Perché non capiamo più bene il mondo. Ieri avevamo la sensazione, senza dubbio illusoria, di capirlo. Ora non è più così. Troppi fenomeni nuovi e sconosciuti appaiono contemporaneamente. Penso a un romanzo di Turgenev che s'intitolava Alla vigilia. Anche noi abbiamo l'impressione di essere "alla vigilia", ma non sappiamo di cosa. Tanto che, se ci venissero chiesti dei consigli, non sapremmo più darli. Né ai capi di Stato né agli imprenditori oseremmo dire cosa fare.

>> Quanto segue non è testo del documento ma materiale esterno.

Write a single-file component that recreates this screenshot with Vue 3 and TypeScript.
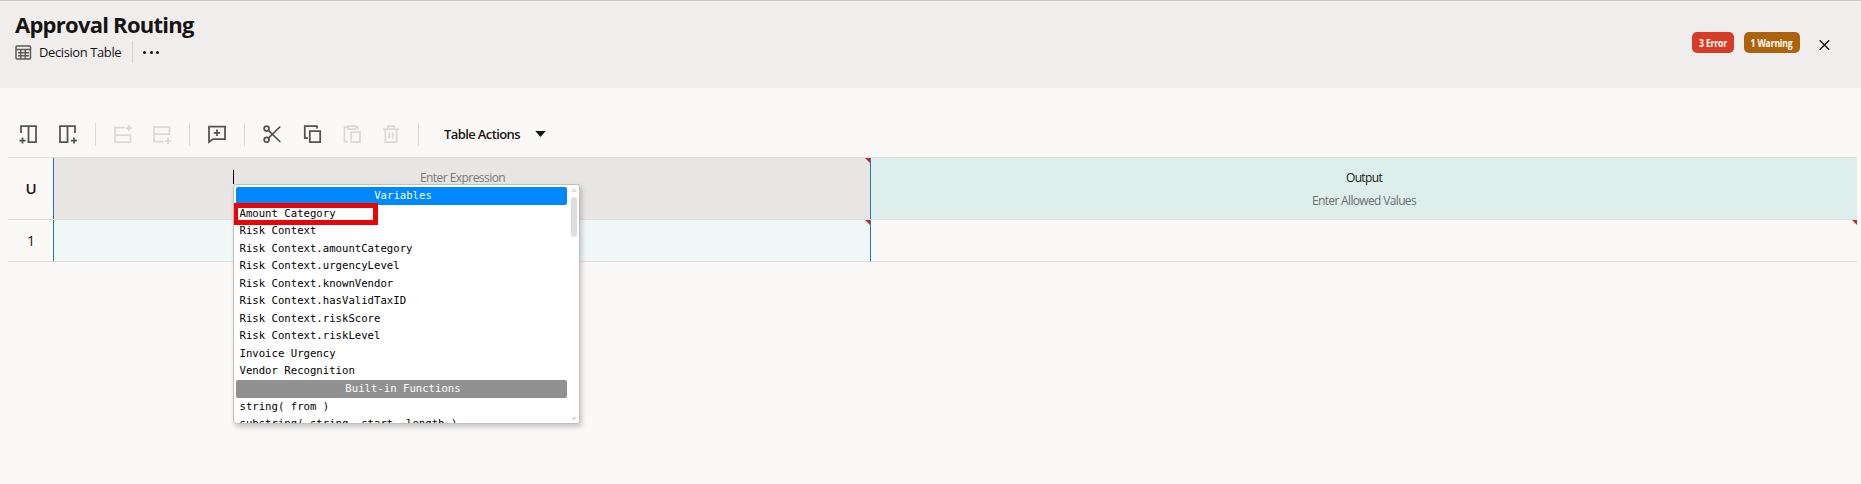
<script setup lang="ts">
interface Suggestion {
  label: string
  heading?: 'active' | 'muted'
  marked?: boolean
}

const suggestions: Suggestion[] = [
  { label: 'Variables', heading: 'active' },
  { label: 'Amount Category', marked: true },
  { label: 'Risk Context' },
  { label: 'Risk Context.amountCategory' },
  { label: 'Risk Context.urgencyLevel' },
  { label: 'Risk Context.knownVendor' },
  { label: 'Risk Context.hasValidTaxID' },
  { label: 'Risk Context.riskScore' },
  { label: 'Risk Context.riskLevel' },
  { label: 'Invoice Urgency' },
  { label: 'Vendor Recognition' },
  { label: 'Built-in Functions', heading: 'muted' },
  { label: 'string( from )' },
  { label: 'substring( string, start, length )' },
]
</script>

<template>
  <div class="page">
    <header class="header">
      <div class="heading">
        <h1>Approval Routing</h1>
        <div class="subtitle">
          <svg class="kind-icon" width="17" height="15" viewBox="0 0 17 15">
            <rect x="1" y="1" width="14.5" height="13" rx="1" />
            <path d="M1 4.5H15.5M3 7.7H14M3 10.8H14M5.7 4.5V14M10.3 4.5V14" />
          </svg>
          <span class="kind">Decision Table</span>
          <i class="rule"></i>
          <span class="dots"><i></i><i></i><i></i></span>
        </div>
      </div>
      <div class="status">
        <span class="badge error"><span>3 Error</span></span>
        <span class="badge warning"><span>1 Warning</span></span>
        <svg class="close" width="11" height="10" viewBox="0 0 11 10"><path d="M.7.3 10.2 9.7M10.2.3.7 9.7" /></svg>
      </div>
    </header>

    <nav class="toolbar">
      <svg class="tool" viewBox="0 0 24 24"><path d="M5 11V4H20V20H12.5V4M6.5 15.5V21.5M3.5 18.5H9.5" /></svg>
      <svg class="tool nudge" viewBox="0 0 24 24"><path d="M19 11V4H4V20H11.5V4M18 15.5V21.5M15 18.5H21" /></svg>
      <i class="sep"></i>
      <svg class="tool off" viewBox="0 0 24 24"><path d="M14 5.5H4V20H19.5V13H4M18 3V9M15 6H21" /></svg>
      <svg class="tool off" viewBox="0 0 24 24"><path d="M14 19.5H4V5H19.5V12H4M18 16V22M15 19H21" /></svg>
      <i class="sep"></i>
      <svg class="tool" viewBox="0 0 24 24"><path d="M4 4.5H20V17H8L4 20ZM12 7.5V14M8.8 10.8H15.2" /></svg>
      <i class="sep"></i>
      <svg class="tool" viewBox="0 0 24 24"><circle cx="6.6" cy="6.6" r="2.4" /><circle cx="6.6" cy="17.8" r="2.4" /><path d="M8.4 8.3 20.3 20M8.4 16.2 20.3 4.5" /></svg>
      <svg class="tool nudge" viewBox="0 0 24 24"><path d="M8 16H4.8V4H17V6.5M9.8 9.2H20.2V20H9.8Z" /></svg>
      <svg class="tool off nudge" viewBox="0 0 24 24"><path d="M8 19.5H4.5V5H7.5M16 5H18V8M8 4H15.5V7H8ZM11.2 10.2H20V20H11.2Z" /></svg>
      <svg class="tool off" viewBox="0 0 24 24"><path d="M4 7H20M6.3 7V20H17.7V7M9 6.5V4H15V6.5M10.3 10.5V16.5M13.7 10.5V16.5" /></svg>
      <i class="sep"></i>
      <span class="actions">Table Actions</span>
      <svg class="caret" width="11" height="6" viewBox="0 0 11 6"><path d="M.3 0H10.7L5.5 6Z" /></svg>
    </nav>

    <section class="table">
      <div class="cell policy">U</div>
      <div class="cell expression flagged">
        <span class="hint">Enter Expression</span>
        <i class="cursor"></i>
        <div class="popup">
          <div class="list">
            <div
              v-for="item in suggestions"
              :key="item.label"
              class="option"
              :class="[item.heading, { heading: item.heading, marked: item.marked }]"
            >{{ item.label }}</div>
          </div>
          <div class="scrollbar">
            <i class="up"></i>
            <i class="thumb"></i>
            <i class="down"></i>
          </div>
        </div>
      </div>
      <div class="cell output">
        <span class="name">Output</span>
        <span class="allowed">Enter Allowed Values</span>
      </div>
      <div class="cell index">1</div>
      <div class="cell input flagged"></div>
      <div class="cell result flagged"></div>
    </section>
  </div>
</template>

<style>
body {
  margin: 0;
  background: #fbf9f8;
}
</style>

<style scoped>
.page {
  height: 484px;
  overflow: hidden;
  background: #fbf9f8;
  color: #161513;
  font-family: 'Open Sans', 'Noto Sans', sans-serif;
}
.header {
  display: flex;
  justify-content: space-between;
  box-sizing: border-box;
  height: 88px;
  padding: 0 31px 0 15px;
  border-top: 1px solid #c8c6c4;
  background: #f0eeed;
}
h1 {
  margin: 8px 0 0;
  font-size: 22px;
  line-height: 30px;
  font-weight: 700;
  letter-spacing: -0.75px;
  white-space: nowrap;
}
.subtitle {
  display: flex;
  align-items: center;
  height: 22px;
  margin-top: 2px;
}
.kind-icon {
  fill: none;
  stroke: #5d5b59;
  stroke-width: 1.5;
}
.kind {
  width: 93px;
  margin-left: 7px;
  font-size: 13px;
  line-height: 20px;
  letter-spacing: -0.4px;
  white-space: nowrap;
}
.rule {
  width: 1px;
  height: 22px;
  background: #d5d3d1;
}
.dots {
  display: flex;
  gap: 3.5px;
  margin-left: 10px;
}
.dots i {
  width: 3px;
  height: 3px;
  border-radius: 50%;
  background: #161513;
}
.status {
  display: flex;
  align-items: center;
  height: 21px;
  margin-top: 31px;
}
.badge {
  display: flex;
  align-items: center;
  justify-content: center;
  height: 21px;
  border-radius: 5px;
  color: #fff;
  font-size: 10.5px;
  font-weight: 700;
  letter-spacing: -0.2px;
  white-space: nowrap;
}
.badge span {
  transform: scaleX(0.82);
}
.error {
  width: 42px;
  background: #d63b25;
}
.warning {
  width: 56px;
  margin-left: 10px;
  background: #ac630c;
}
.close {
  margin: 5px 0 0 19px;
  stroke: #161513;
  stroke-width: 1.4;
}
.toolbar {
  display: flex;
  align-items: center;
  gap: 15px;
  height: 24px;
  margin-top: 34px;
  padding-left: 16px;
}
.tool {
  width: 24px;
  height: 24px;
  fill: none;
  stroke: #55524f;
  stroke-width: 1.75;
}
.off {
  stroke: #dbd9d7;
}
.nudge {
  margin-left: 1px;
}
.sep {
  width: 1px;
  height: 23px;
  background: #dddbd9;
}
.actions {
  width: 76px;
  margin-left: 10px;
  font-size: 13px;
  font-weight: 600;
  letter-spacing: -0.6px;
  white-space: nowrap;
}
.caret {
  fill: #161513;
}
.table {
  display: grid;
  grid-template-columns: 46px 817px 986px;
  grid-template-rows: 62px 42px;
  width: 1849px;
  margin: 11px 0 0 8px;
  border-top: 1px solid #e0dedd;
}
.cell {
  position: relative;
  display: flex;
  align-items: center;
  justify-content: center;
  box-sizing: border-box;
  border-bottom: 1px solid #e0dedd;
}
.cell:nth-child(3n + 1)::after,
.cell:nth-child(3n + 2)::after {
  content: '';
  position: absolute;
  top: 0;
  right: 0;
  bottom: 0;
  width: 1px;
  background: #227e9e;
}
.policy {
  padding-bottom: 1px;
  font-size: 15px;
  font-weight: 600;
}
.index {
  padding-bottom: 1px;
  font-size: 14px;
}
.expression {
  align-items: flex-start;
  background: #e8e6e5;
}
.hint {
  margin: 11px 0 0;
  color: #7a7876;
  font-size: 12px;
  line-height: 18px;
  letter-spacing: -0.55px;
}
.cursor {
  position: absolute;
  left: 179px;
  top: 12px;
  width: 1px;
  height: 14px;
  background: #000;
}
.output {
  flex-direction: column;
  background: #deeeea;
}
.name,
.allowed {
  font-size: 12px;
  line-height: 23px;
  letter-spacing: -0.65px;
}
.allowed {
  color: #6b706d;
}
.input {
  background: #f0f7f7;
}
.flagged::before {
  content: '';
  position: absolute;
  top: 0;
  right: 0;
  width: 5px;
  height: 5px;
  background: #c1272d;
  clip-path: polygon(0 0, 100% 0, 100% 100%);
}
.expression::before,
.input::before {
  right: 1px;
}
.popup {
  position: absolute;
  z-index: 2;
  left: 179px;
  top: 26px;
  display: flex;
  box-sizing: border-box;
  width: 347px;
  height: 240px;
  padding: 2px 0 0 2px;
  overflow: hidden;
  border: 1px solid #c0c0c0;
  border-radius: 3px;
  background: #fff;
  box-shadow: 2px 3px 5px rgba(0, 0, 0, 0.2);
}
.list {
  flex: none;
  width: 331px;
}
.option {
  position: relative;
  height: 17.55px;
  padding-left: 3.5px;
  color: #000;
  font-family: 'DejaVu Sans Mono', monospace;
  font-size: 10.65px;
  line-height: 17.5px;
  white-space: pre;
}
.heading.option {
  padding: 0 0 0 3px;
  border-radius: 2px;
  color: #fff;
  text-align: center;
}
.active {
  background: #08f;
}
.muted {
  background: #919191;
}
.marked::after {
  content: '';
  position: absolute;
  left: -3px;
  top: -1.55px;
  box-sizing: border-box;
  width: 145px;
  height: 22px;
  border: 5px solid #e80505;
}
.heading {
  box-sizing: border-box;
}
.scrollbar {
  display: flex;
  flex-direction: column;
  align-items: center;
  width: 12px;
  padding: 0 0 2px 1px;
}
.up {
  border: 3px solid transparent;
  border-top: 0;
  border-bottom: 4px solid #dedede;
  margin-top: 1px;
}
.thumb {
  width: 6px;
  height: 40px;
  margin-top: 5px;
  border-radius: 3px;
  background: #dedede;
}
.down {
  border: 3px solid transparent;
  border-bottom: 0;
  border-top: 4px solid #dedede;
  margin-top: auto;
}
</style>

Sentiamo che il nostro mondo è in pericolo. Ma facciamo fatica a prendere le sue difese. La vera arte, la buona letteratura, il grande pensiero devono esistere da qualche parte, ma non sappiamo più dove. Ci mancano opere e uomini da ammirare. Non ci amiamo più abbastanza.
Se abbiamo la fortuna di essere cristiani, abbiamo imparato a distinguere l'aspettativa dalla speranza. Dell'aspettativa possiamo fare a meno, ma non bisogna dimenticare che noi sappiamo molte poche cose. Non sappiamo se la nostra angosciata apprensione è esagerata. Temiamo qualcosa d'imminente. Forse è un'illusione.
Si parla troppo oggi della fine del mondo. Non dobbiamo dimenticare, come ci ricorda il Vangelo, che non sappiamo "né il giorno né l'ora". Quanto alla speranza, bisogna considerarla un dono prezioso, un tesoro da amare. Non sappiamo, in effetti, se, accanto a tutto ciò che muore, sta per nascere qualche nuova meraviglia. Come se altre meraviglie, altrettanto inattese, non si fossero improvvisamente prodotte nel corso della nostra storia, in questi tempi che, in ogni modo, sono "gli ultimi".